13. BB-Top-25-Fiction-White-Bone Book: The White Bone (1999)
Author: Barbara Gowdy
Reason: Every so often something Canlit will show up in here. Hey, it’s not all boring tales of personal tragedy or surviving a move to a new country. Gowdy anthropomorphizes elephants in her tale about Mud. I particularly like the elephant slang, including the gem “Hindleggers” to describe humans.
12. BB-Top-25-Fiction-Voyage Book: Not Wanted on the Voyage (1984)
Author: Timothy Findley
Reason: It turns out, in Findley’s telling of the Great Flood, that Noah was a real prick. That’s amusing. What I also enjoy about Findley’s tale is it’s related to the reader through the thoughts of a blind cat named Mottyl.

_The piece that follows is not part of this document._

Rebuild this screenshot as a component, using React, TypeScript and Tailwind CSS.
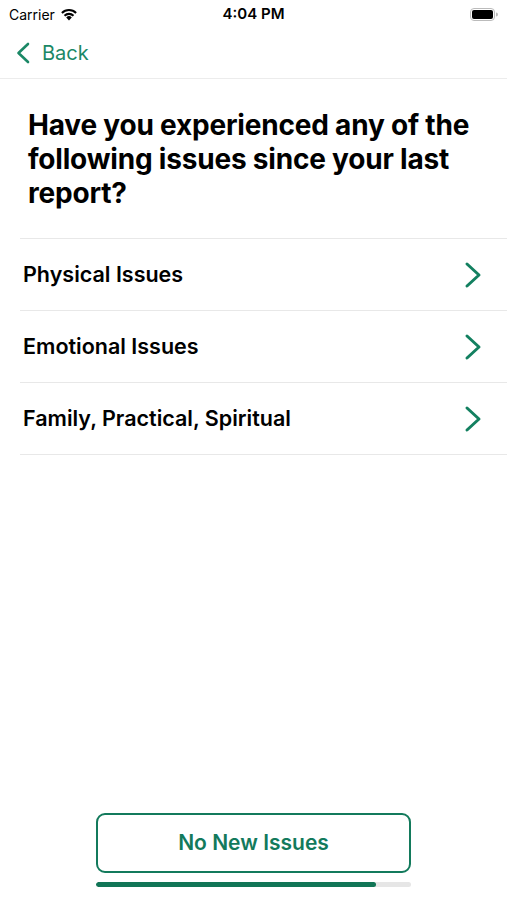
const items = ["Physical Issues", "Emotional Issues", "Family, Practical, Spiritual"];

const StatusBar = () => (
  <div className="h-[28px] flex items-center justify-between px-[9px] text-black">
    <div className="flex items-center gap-[5px] w-[120px]">
      <span className="text-[14px]">Carrier</span>
      <svg width="18" height="13" viewBox="0 0 18 13">
        <path d="M9 12.5 L6.2 9.4 A4 4 0 0 1 11.8 9.4 Z" fill="#000" />
        <path d="M3.8 6.9 A7.5 7.5 0 0 1 14.2 6.9 L12.8 8.4 A5.5 5.5 0 0 0 5.2 8.4 Z" fill="#000" />
        <path d="M1.2 4.2 A11 11 0 0 1 16.8 4.2 L15.4 5.7 A9 9 0 0 0 2.6 5.7 Z" fill="#000" />
      </svg>
    </div>
    <span className="text-[15px] font-semibold">4:04 PM</span>
    <div className="w-[120px] flex justify-end">
      <svg width="28" height="13" viewBox="0 0 28 13">
        <rect x="0.5" y="0.5" width="24" height="12" rx="3.5" fill="none" stroke="#bbb" />
        <rect x="2" y="2" width="21" height="9" rx="2" fill="#000" />
        <path d="M26 4.5 a1.8 1.8 0 0 1 0 4 Z" fill="#bbb" />
      </svg>
    </div>
  </div>
);

const RowChevron = () => (
  <svg width="18" height="28" viewBox="0 0 18 28" fill="none">
    <path d="M3 3 L15 14 L3 25" stroke="currentColor" strokeWidth="3" strokeLinecap="round" strokeLinejoin="round" />
  </svg>
);

const BackChevron = () => (
  <svg width="14" height="22" viewBox="0 0 14 22" fill="none">
    <path d="M12 2 L2.5 11 L12 20" stroke="currentColor" strokeWidth="2.6" strokeLinecap="round" strokeLinejoin="round" />
  </svg>
);

export default function App() {
  return (
    <div className="w-[507px] h-[900px] bg-white flex flex-col" style={{ fontFamily: "Inter, 'Noto Sans', sans-serif" }}>
      <StatusBar />
      <div className="h-[51px] flex items-center pl-[16px] border-b border-[#ececec] text-[#1b8866]">
        <BackChevron />
        <span className="text-[20px] ml-[12px]">Back</span>
      </div>
      <h1 className="px-[28px] pt-[29px] pb-[28px] text-[28px] font-bold leading-[34px] text-black tracking-[-0.2px]">
        Have you experienced any of the following issues since your last report?
      </h1>
      <div className="ml-[20px] border-t border-[#e8e8e8]">
        {items.map((t) => (
          <div key={t} className="h-[72px] flex items-center justify-between pl-[3px] pr-[25px] border-b border-[#e8e8e8]">
            <span className="text-[21.5px] font-semibold text-black">{t}</span>
            <span className="text-[#138060]">
              <RowChevron />
            </span>
          </div>
        ))}
      </div>
      <div className="flex-1" />
      <div className="px-[96px] pb-[13px]">
        <button className="w-full h-[60px] border-2 border-[#137a5c] rounded-[9px] text-[21px] font-semibold text-[#137a5c]">
          No New Issues
        </button>
        <div className="mt-[9px] h-[5px] rounded-full bg-[#e6e6e6] overflow-hidden">
          <div className="h-full bg-[#117556] rounded-full" style={{ width: "89%" }} />
        </div>
      </div>
    </div>
  );
}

11. BB-Top-25-Fiction-Metamorphosis Book: The Metamorphosis (1915)
Author: Franz Kafka
Reason: I read it twice in my freshman year at university. Once in English, the other in German. The nuances lost in translation are negligible because it’s a story about a dude who wakes up a cockroach. What’s not cool about that? Plus it’s existentialism at its finest.
10. BB-Top-25-Fiction-Paradise Book: Mr. Paradise (2004)
Author: Elmore Leonard
Reason: No surprise that Elmore Leonard makes another appearance on this list. This time with the tale of a cop who has to help a Victoria’s Secret model out of a tight jam. The usual eclectic cast of career criminal buffoons and gritty cops round out this novel.

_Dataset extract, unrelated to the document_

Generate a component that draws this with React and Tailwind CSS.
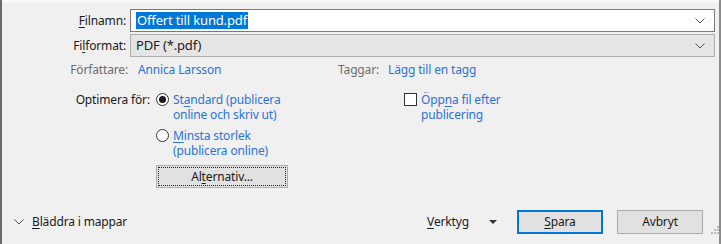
import React from "react";

const Chevron = ({ className = "" }) => (
  <svg width="10" height="6" viewBox="0 0 10 6" className={className}>
    <path d="M0.5 0.5 L5 5 L9.5 0.5" fill="none" stroke="#505050" strokeWidth="1" />
  </svg>
);

const U = ({ children }) => <span className="underline underline-offset-2">{children}</span>;

const Radio = ({ checked }) => (
  <span className="w-[13px] h-[13px] rounded-full border border-[#333] bg-white flex items-center justify-center shrink-0 mt-[1px]">
    {checked && <span className="w-[7px] h-[7px] rounded-full bg-[#1a1a1a]" />}
  </span>
);

export default function App() {
  return (
    <div
      className="w-[721px] h-[244px] bg-[#f0f0f0] border-l-2 border-r-2 border-l-[#6a6a6a] border-r-[#8a8a8a] flex flex-col text-[12px] tracking-[-0.15px] text-[#1a1a1a] overflow-hidden"
      style={{ fontFamily: '"Noto Sans", "Liberation Sans", sans-serif' }}
    >
      <div className="h-[3px] bg-[#f8f8f8] shrink-0" />

      {/* Filnamn */}
      <div className="flex items-center mt-[6px] h-[23px]">
        <div className="w-[124px] text-right">
          <U>F</U>ilnamn:
        </div>
        <div className="ml-[4px] w-[585px] h-[23px] border border-[#7a7a7a] bg-white flex items-center pl-[5px] pr-[9px]">
          <span className="bg-[#0078d7] text-white text-[13px] leading-[17px] px-[1px]">Offert till kund.pdf</span>
          <span className="flex-1" />
          <Chevron />
        </div>
      </div>

      {/* Filformat */}
      <div className="flex items-center mt-[2px] h-[23px]">
        <div className="w-[124px] text-right">
          Fi<U>l</U>format:
        </div>
        <div className="ml-[4px] w-[585px] h-[23px] border border-[#adadad] bg-[#e5e5e5] flex items-center pl-[5px] pr-[9px]">
          <span className="text-[13px]">PDF (*.pdf)</span>
          <span className="flex-1" />
          <Chevron />
        </div>
      </div>

      {/* Metadata */}
      <div className="flex items-center mt-[5px] h-[16px]">
        <div className="w-[126px] text-right text-[#6d6d6d]">Författare:</div>
        <div className="ml-[10px] w-[200px] text-[#2b73d5]">Annica Larsson</div>
        <div className="w-[50px] text-[#6d6d6d]">Taggar:</div>
        <div className="text-[#2b73d5]">Lägg till en tagg</div>
      </div>

      {/* Optimera */}
      <div className="flex mt-[14px]">
        <div className="w-[148px] text-right leading-[15px]">Optimera för:</div>
        <div className="ml-[6px] w-[245px] flex flex-col">
          <div className="flex gap-[4px]">
            <Radio checked />
            <div className="text-[#2b73d5] leading-[15px]">
              St<U>a</U>ndard (publicera
              <br />
              online och skriv ut)
            </div>
          </div>
          <div className="flex gap-[4px] mt-[6px]">
            <Radio />
            <div className="text-[#2b73d5] leading-[15px]">
              <U>M</U>insta storlek
              <br />
              (publicera online)
            </div>
          </div>
          <div className="mt-[7px] w-[132px] h-[23px] border border-[#adadad] bg-[#e1e1e1] p-[1px]">
            <div className="w-full h-full border border-dotted border-[#222] flex items-center justify-center">
              Al<U>t</U>ernativ...
            </div>
          </div>
        </div>
        <div className="ml-[3px] flex gap-[4px]">
          <span className="w-[13px] h-[13px] border border-[#333] bg-white shrink-0 mt-[1px]" />
          <div className="text-[#2b73d5] leading-[15px]">
            Öpp<U>n</U>a fil efter
            <br />
            publicering
          </div>
        </div>
      </div>

      {/* Bottom */}
      <div className="flex items-center mt-auto mb-[10px] h-[24px]">
        <div className="ml-[12px] flex items-center gap-[8px]">
          <Chevron />
          <span>
            <U>B</U>läddra i mappar
          </span>
        </div>
        <div className="flex-1" />
        <span>
          <U>V</U>erktyg
        </span>
        <svg width="8" height="4" viewBox="0 0 8 4" className="ml-[20px]">
          <path d="M0 0 L8 0 L4 4 Z" fill="#333" />
        </svg>
        <div className="ml-[20px] w-[86px] h-[24px] border-2 border-[#0078d7] bg-[#e1e1e1] flex items-center justify-center">
          <span>
            <U>S</U>para
          </span>
        </div>
        <div className="ml-[14px] w-[86px] h-[24px] border border-[#adadad] bg-[#e1e1e1] flex items-center justify-center">
          Avbryt
        </div>
        <div className="w-[16px] h-[24px] flex items-end justify-end">
          <svg width="8" height="8" viewBox="0 0 8 8">
            <rect x="6" y="0" width="2" height="2" fill="#b8b8b8" />
            <rect x="3" y="3" width="2" height="2" fill="#b8b8b8" />
            <rect x="6" y="3" width="2" height="2" fill="#b8b8b8" />
            <rect x="0" y="6" width="2" height="2" fill="#b8b8b8" />
            <rect x="3" y="6" width="2" height="2" fill="#b8b8b8" />
            <rect x="6" y="6" width="2" height="2" fill="#b8b8b8" />
          </svg>
        </div>
      </div>
    </div>
  );
}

9. BB-Top-25-Fiction-Maltese-Falcon Book: The Maltese Falcon (1930)
Author: Dashiell Hammett
Reason: There’s nothing like a good, hard-boiled sleuth tale to read for a night in. The silver-hued image of Bogie playing Sam Spade may be the most familiar aspect of this book, but the wry, sardonic character portrayed in that film was born from the typewriter ribbon of Hammett.

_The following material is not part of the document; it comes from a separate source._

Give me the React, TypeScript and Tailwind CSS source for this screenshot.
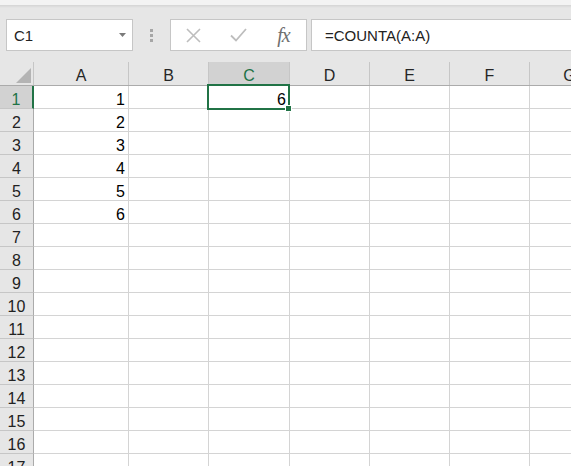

8. BB-Top-25-Fiction-Cthulhu Book: The Call of Cthulhu (1928)
Author: H.P. Lovecraft
Reason: Like many horror genre writers, they create a universe, or mythology that ties all of their characters together. Lovecraft’s imagination devised one that brought characters from The Dunwich Horror, Shadow Over Innsmouth and the Call of Cthulhu together.
7. BB-Top-25-Fiction-The-Shining Book: The Shining (1977)
Author: Stephen King
Reason: If anything, The Shining is the pinnacle of the horror genre. The weakness and depravity of Jack Torrance, who was once a loving father, mixed with a motley pack of ghosts resonates with the genre. Nothing I have read matches this book.
6. BB-Top-25-Fiction-Manhattan Book: The Manhattan Hunt Club (2001)
Author: John Saul
Reason: Somewhat Kafka-esque, and akin to Richard Bachman’s (Stephen King’s nom de plume) The Running Man, The Manhattan Hunt Club follows the tale of Jeff Converse who is wrongfully convicted of a brutal crime. While being transported to prison he is involved in a car accident and he is whisked away into the subway tunnels and vast warren that is beneath New York City. It’s there where he’s hunted by city officials.
5. BB-Top-25-Fiction-Darkness Book: Heart of Darkness (1899)
Author: Joseph Conrad
Reason: I first read Heart of Darkness in university and the consistent contrasting themes within the book is what drew me to it. The parallels of England during the Roman invasion to Africa and the Victorian era explorers was great, and I also have an affinity for stories that take place on large bodies of water. Ironic, I know.
4. BB-Top-25-Fiction-Sphere Book: Sphere (1987)
Author: Michael Crichton
Reason: The film adaptation was a loathsome destruction of the book. I didn’t read a lot for pleasure before high school, but the handful of books I did read, Cujo by Stephen King, and Sphere were great introductions to the thriller/horror genres. Plus it’s got a giant squid in it too.
3. BB-Top-25-Fiction-WWZ Book: World War Z (2006)
Author: Max Brooks
Reason: Simple: Zombies. Max Brooks rewrites history from accounts of events that are purported to have happened and inserted zombies into them, carrying into the what ifs thereafter. Plus it’s got a graphic description of the lady up north bashing zombie skulls trapped in snow and ice.
2. BB-Top-25-Fiction-Sick-Puppy Book: Sick Puppy (2000)
Author: Carl Hiaasen
Reason: Between Elmore Leonard and Carl Hiaasen the bizarre characters that inhabit Florida have been brought to life. Sick Puppy is a tale about an eco-terrorist who attempts to mind-frig with a lobbyist hell-bent on destroying nature named Palmer Stoat. The book’s name comes from a poor black lab that eats a fake eyeball from one of the hunting trophies in Stoat’s home. Want to know more? Read the book.
1. BB-Top-25-Fiction-Shutter-Island Book: Shutter Island (2003)
Author: Dennis Lehane
Reason: My good friend Kevin suggested I read this book, and it did not disappoint. The ambiguity on whether Teddy Daniels is a cop or not really adds to the dark, brooding story that is Shutter Island. I can’t put how much I love this book into words.